Trump also repeatedly threatened Khamenei with assassination, and Israeli officials confirmed that they sought to “eliminate” the supreme leader during the war.
“Iranian officials have said they accordingly have plans in place so that killing or removing senior leaders does not paralyse or topple the regime,” Abdi said.
“It would be far messier to run a ‘snatch and grab’ operation on Iran, given their ability to retaliate against US interests and personnel.”
Venezuela without Maduro
Even in Venezuela, removing Maduro has not translated into a regime collapse, at least for now.
On Sunday, Vice President Delcy Rodriguez, now Venezuela’s acting president, stressed that Maduro remains the country’s only leader and condemned the US attack.
She also suggested that Israel was involved in the abduction of Maduro, a vocal critic of the US ally.
“Governments around the world are shocked that the Bolivarian Republic of Venezuela has become the victim and target of an attack of this nature, which undoubtedly has Zionist undertones,” Rodriguez said.
Trump responded by threatening the acting Venezuelan president, telling The Atlantic magazine that she would pay a “very big price, probably bigger than Maduro” if she did not acquiesce to US demands.

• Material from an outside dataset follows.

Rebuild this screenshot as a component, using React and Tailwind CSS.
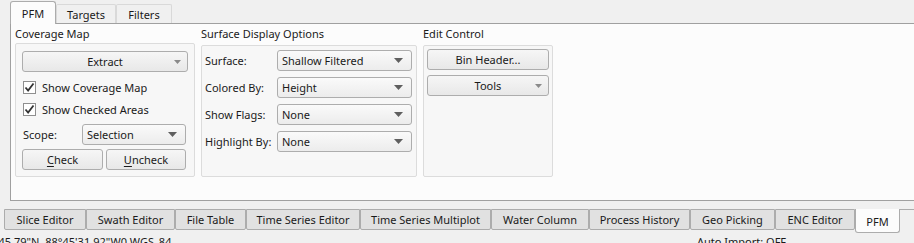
import { useState } from "react";

const bottomTabs = [
  { label: "Slice Editor", w: 82 },
  { label: "Swath Editor", w: 89 },
  { label: "File Table", w: 71 },
  { label: "Time Series Editor", w: 114 },
  { label: "Time Series Multiplot", w: 131 },
  { label: "Water Column", w: 98 },
  { label: "Process History", w: 101 },
  { label: "Geo Picking", w: 85 },
  { label: "ENC Editor", w: 80 },
];

function Arrow({ light }) {
  return light ? (
    <svg width="7" height="4" viewBox="0 0 7 4" className="shrink-0">
      <path d="M0 0h7L3.5 4z" fill="#8a8a8a" />
    </svg>
  ) : (
    <svg width="9" height="5" viewBox="0 0 9 5" className="shrink-0">
      <path d="M0 0h9L4.5 5z" fill="#5f5f5f" />
    </svg>
  );
}

function Button({ children, arrow, className = "" }) {
  return (
    <div
      className={`relative flex h-[21px] items-center justify-center rounded-[3px] border border-[#adadad] bg-gradient-to-b from-[#f6f6f6] to-[#e8e8e8] ${className}`}
    >
      <span>{children}</span>
      {arrow && (
        <span className="absolute right-[6px] top-[8px] flex">
          <Arrow light />
        </span>
      )}
    </div>
  );
}

function Combo({ value, className = "" }) {
  return (
    <div
      className={`flex h-[21px] items-center justify-between rounded-[3px] border border-[#adadad] bg-gradient-to-b from-[#fafafa] to-[#ececec] pl-[4px] pr-[8px] ${className}`}
    >
      <span>{value}</span>
      <Arrow />
    </div>
  );
}

function Check({ label }) {
  return (
    <div className="flex h-[22px] items-center gap-[6px] pl-[1px]">
      <div className="flex h-[13px] w-[13px] items-center justify-center border border-[#8f8f8f] bg-white">
        <svg width="11" height="11" viewBox="0 0 11 11">
          <path d="M1.5 5.5l2.6 3L9.5 1.5" fill="none" stroke="#333" strokeWidth="1.8" />
        </svg>
      </div>
      <span>{label}</span>
    </div>
  );
}

export default function App() {
  const [tab, setTab] = useState("PFM");

  return (
    <div className="flex h-[243px] w-[914px] flex-col overflow-hidden bg-[#f0f0f0] font-['Segoe_UI','Noto_Sans',sans-serif] text-[11px] leading-none text-[#1a1a1a]">
      {/* top tabs */}
      <div className="flex h-[23px] shrink-0 items-end pl-[10px]">
        {["PFM", "Targets", "Filters"].map((t) => (
          <div
            key={t}
            onClick={() => setTab(t)}
            className={
              t === tab
                ? "relative z-10 -mb-[1px] flex h-[23px] w-[46px] items-center justify-center rounded-t-[3px] border border-b-0 border-[#acacac] bg-[#fcfcfc]"
                : `flex h-[19px] items-center justify-center rounded-t-[2px] border border-b-0 border-[#d9d9d9] bg-[#f0f0f0] ${
                    t === "Targets" ? "w-[60px]" : "w-[56px]"
                  }`
            }
          >
            {t}
          </div>
        ))}
      </div>

      {/* pane */}
      <div className="ml-[10px] flex h-[178px] w-[920px] shrink-0 gap-[6px] border border-[#a0a0a0] bg-[#fcfcfc] px-[4px] pt-[4px]">
        <div className="flex w-[180px] flex-col">
          <div className="h-[12px] leading-[12px]">Coverage Map</div>
          <div className="mt-[3px] flex h-[134px] flex-col rounded-[2px] border border-[#dcdcdc] bg-[#f7f7f7] px-[6px] pt-[7px]">
            <Button arrow>Extract</Button>
            <div className="mt-[4px]">
              <Check label="Show Coverage Map" />
              <Check label="Show Checked Areas" />
            </div>
            <div className="mt-[4px] flex items-center">
              <span className="w-[60px] pl-[1px]">Scope:</span>
              <Combo value="Selection" className="w-[104px]" />
            </div>
            <div className="mt-[4px] flex gap-[3px]">
              <Button className="w-[81px]">
                <span className="underline underline-offset-2">C</span>heck
              </Button>
              <Button className="w-[80px]">
                <span className="underline underline-offset-2">U</span>ncheck
              </Button>
            </div>
          </div>
        </div>

        <div className="flex w-[216px] flex-col">
          <div className="h-[12px] leading-[12px]">Surface Display Options</div>
          <div className="mt-[5px] flex h-[132px] flex-col gap-[6px] rounded-[2px] border border-[#dcdcdc] bg-[#f7f7f7] pl-[3px] pt-[4px]">
            {[
              ["Surface:", "Shallow Filtered"],
              ["Colored By:", "Height"],
              ["Show Flags:", "None"],
              ["Highlight By:", "None"],
            ].map(([l, v]) => (
              <div key={l} className="flex items-center">
                <span className="w-[72px] whitespace-nowrap">{l}</span>
                <Combo value={v} className="w-[135px]" />
              </div>
            ))}
          </div>
        </div>

        <div className="flex w-[130px] flex-col">
          <div className="h-[12px] leading-[12px]">Edit Control</div>
          <div className="mt-[5px] flex h-[132px] flex-col gap-[5px] rounded-[2px] border border-[#dcdcdc] bg-[#f7f7f7] px-[3px] pt-[3px]">
            <Button>Bin Header...</Button>
            <Button arrow>Tools</Button>
          </div>
        </div>
      </div>

      {/* bottom tabs */}
      <div className="mt-[8px] flex h-[24px] shrink-0 items-start pl-[4px]">
        {bottomTabs.map((t) => (
          <div
            key={t.label}
            style={{ width: t.w }}
            className="flex h-[21px] shrink-0 items-center justify-center rounded-b-[2px] border border-[#acacac] bg-[#e1e1e1]"
          >
            {t.label}
          </div>
        ))}
        <div className="flex h-[24px] w-[45px] shrink-0 items-center justify-center rounded-b-[3px] border border-t-0 border-[#acacac] bg-[#fcfcfc] pt-[2px]">
          PFM
        </div>
        <div className="h-[1px] flex-1 bg-[#acacac]" />
      </div>

      {/* status */}
      <div className="mt-[3px] flex h-[14px] shrink-0 whitespace-nowrap">
        <span className="-ml-[4px] w-[701px]">'45.79"N, 88°45'31.92"W0 WGS_84</span>
        <span>Auto Import: OFF</span>
      </div>
    </div>
  );
}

So, the US president’s plans for “running” Venezuela and taking its oil are not complete yet, and will likely require more military action.

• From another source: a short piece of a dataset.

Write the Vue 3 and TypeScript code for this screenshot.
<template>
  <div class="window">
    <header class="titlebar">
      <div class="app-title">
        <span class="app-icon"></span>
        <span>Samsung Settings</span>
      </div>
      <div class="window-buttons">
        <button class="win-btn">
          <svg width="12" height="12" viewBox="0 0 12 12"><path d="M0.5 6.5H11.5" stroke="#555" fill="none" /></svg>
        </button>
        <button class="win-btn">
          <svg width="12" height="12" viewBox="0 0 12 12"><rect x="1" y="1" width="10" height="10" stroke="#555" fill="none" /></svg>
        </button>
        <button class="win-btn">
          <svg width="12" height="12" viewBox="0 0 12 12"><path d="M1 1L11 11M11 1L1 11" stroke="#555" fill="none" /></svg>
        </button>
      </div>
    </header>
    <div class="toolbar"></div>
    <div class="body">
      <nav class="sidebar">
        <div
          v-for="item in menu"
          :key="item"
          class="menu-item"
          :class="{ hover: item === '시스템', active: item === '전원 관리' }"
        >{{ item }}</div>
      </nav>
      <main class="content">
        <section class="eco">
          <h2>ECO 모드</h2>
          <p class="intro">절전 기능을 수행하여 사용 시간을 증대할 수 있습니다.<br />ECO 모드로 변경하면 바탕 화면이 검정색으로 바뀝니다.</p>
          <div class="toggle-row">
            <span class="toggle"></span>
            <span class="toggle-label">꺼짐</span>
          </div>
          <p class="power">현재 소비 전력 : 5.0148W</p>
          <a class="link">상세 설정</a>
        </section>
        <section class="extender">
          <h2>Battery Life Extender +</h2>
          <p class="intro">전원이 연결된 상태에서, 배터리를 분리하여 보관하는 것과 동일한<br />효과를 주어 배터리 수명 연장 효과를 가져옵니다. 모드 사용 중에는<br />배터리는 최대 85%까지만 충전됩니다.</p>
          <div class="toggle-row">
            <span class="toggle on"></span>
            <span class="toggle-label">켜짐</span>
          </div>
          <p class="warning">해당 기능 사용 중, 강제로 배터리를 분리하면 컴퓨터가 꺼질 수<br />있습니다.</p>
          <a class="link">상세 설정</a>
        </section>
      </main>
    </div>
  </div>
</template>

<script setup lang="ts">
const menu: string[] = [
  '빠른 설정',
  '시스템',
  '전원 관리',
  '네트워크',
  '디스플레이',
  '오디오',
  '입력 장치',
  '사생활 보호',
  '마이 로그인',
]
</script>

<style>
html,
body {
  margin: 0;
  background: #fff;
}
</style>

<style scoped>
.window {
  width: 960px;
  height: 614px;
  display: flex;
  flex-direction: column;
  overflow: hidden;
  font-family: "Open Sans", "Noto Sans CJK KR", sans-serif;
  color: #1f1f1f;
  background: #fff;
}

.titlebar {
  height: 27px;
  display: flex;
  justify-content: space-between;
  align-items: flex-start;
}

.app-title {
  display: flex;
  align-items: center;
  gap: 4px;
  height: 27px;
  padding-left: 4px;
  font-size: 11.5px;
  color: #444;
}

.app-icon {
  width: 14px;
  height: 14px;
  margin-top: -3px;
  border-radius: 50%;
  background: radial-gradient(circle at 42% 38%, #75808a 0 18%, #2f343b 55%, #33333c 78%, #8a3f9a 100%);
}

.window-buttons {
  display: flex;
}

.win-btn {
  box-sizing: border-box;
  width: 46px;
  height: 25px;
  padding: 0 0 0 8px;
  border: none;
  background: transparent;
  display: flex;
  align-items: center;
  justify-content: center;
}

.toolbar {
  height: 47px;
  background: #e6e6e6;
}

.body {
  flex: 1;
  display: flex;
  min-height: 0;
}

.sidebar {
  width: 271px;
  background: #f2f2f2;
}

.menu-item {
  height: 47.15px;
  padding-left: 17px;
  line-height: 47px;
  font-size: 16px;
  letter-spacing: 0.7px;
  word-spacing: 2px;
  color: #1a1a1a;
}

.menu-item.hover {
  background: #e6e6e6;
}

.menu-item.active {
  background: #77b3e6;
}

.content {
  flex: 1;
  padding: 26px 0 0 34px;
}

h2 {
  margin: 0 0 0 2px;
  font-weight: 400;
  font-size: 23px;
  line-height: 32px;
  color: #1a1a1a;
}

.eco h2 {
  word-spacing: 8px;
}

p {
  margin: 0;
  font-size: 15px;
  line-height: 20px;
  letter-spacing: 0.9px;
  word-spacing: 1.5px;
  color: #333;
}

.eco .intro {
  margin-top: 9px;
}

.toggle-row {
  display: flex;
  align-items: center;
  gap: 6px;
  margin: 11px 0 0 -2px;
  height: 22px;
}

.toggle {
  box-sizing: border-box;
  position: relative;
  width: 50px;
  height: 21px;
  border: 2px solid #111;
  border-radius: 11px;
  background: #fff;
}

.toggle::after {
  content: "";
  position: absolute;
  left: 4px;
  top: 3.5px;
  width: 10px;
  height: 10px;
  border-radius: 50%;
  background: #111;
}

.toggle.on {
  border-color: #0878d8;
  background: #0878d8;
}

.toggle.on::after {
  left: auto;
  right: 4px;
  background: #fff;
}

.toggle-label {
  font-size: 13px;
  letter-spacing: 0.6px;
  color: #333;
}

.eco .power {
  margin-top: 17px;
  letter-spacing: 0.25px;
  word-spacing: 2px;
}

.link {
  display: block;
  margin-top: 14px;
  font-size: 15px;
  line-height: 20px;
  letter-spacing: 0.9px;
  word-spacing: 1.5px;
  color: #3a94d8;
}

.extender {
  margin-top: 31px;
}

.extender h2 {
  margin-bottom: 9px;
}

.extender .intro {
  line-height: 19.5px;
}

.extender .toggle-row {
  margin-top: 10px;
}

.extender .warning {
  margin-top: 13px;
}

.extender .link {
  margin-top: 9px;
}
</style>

“I doubt Venezuela can be a ‘one and done’ or a quick ‘in and out’ situation, which is Trump’s favourite model. His brand is that he engages in quick shows of force, not forever wars,” Mortazavi said.
She cited swift operations that Trump has ordered, including the killing of ISIL (ISIS) leader Abu Bakr al-Baghdadi in 2019, the assassination of top Iranian General Qassem Soleimani in 2020, and the attack on Iran’s nuclear sites in June.
“Most Americans are tired of forever wars, especially in the Middle East, so the Trump administration knows they can’t sell more forever wars to Americans,” Mortazavi said.
But Trump has already floated the prospect of a ground invasion of Venezuela.
“We’re not afraid of boots on the ground,” he said. “We don’t mind saying it, but we’re going to make sure that that country is run properly. We’re not doing this in vain.”
Abdi said that a long-term US involvement in Venezuela could indirectly stave off war with Iran.
“There is also the possibility that the US gets bogged down in ‘running’ Venezuela and doesn’t have the bandwidth to wage, or to support Israel launching, the next Iran war,” he told Al Jazeera.
“Iran was next on the menu after the US invaded Iraq in 2003, and we know what happened there, and Trump may not want to pronounce ‘mission accomplished’ just yet.”
The oil question
Still, some critics – including Republican US Congresswoman Marjorie Taylor Greene – have argued that if the US succeeds in controlling Venezuela’s oil resources, it will be able to offset energy market disruptions from a possible war with Iran.
“The next obvious observation is that, by removing Maduro, this is a clear move for control over Venezuelan oil supplies that will ensure stability for the next obvious regime change war in Iran,” Greene wrote on X on Saturday.
About 20 percent of the world’s oil flows through the Strait of Hormuz, which Iran may push to shut down in the case of an all-out war.
Abdi said that Venezuelan oil “could theoretically provide some cushion” to the loss of exports from the Gulf region.
“But this would mean a lot of things going right for the US in Venezuela, and it is probably far too soon to make that judgement,” he said.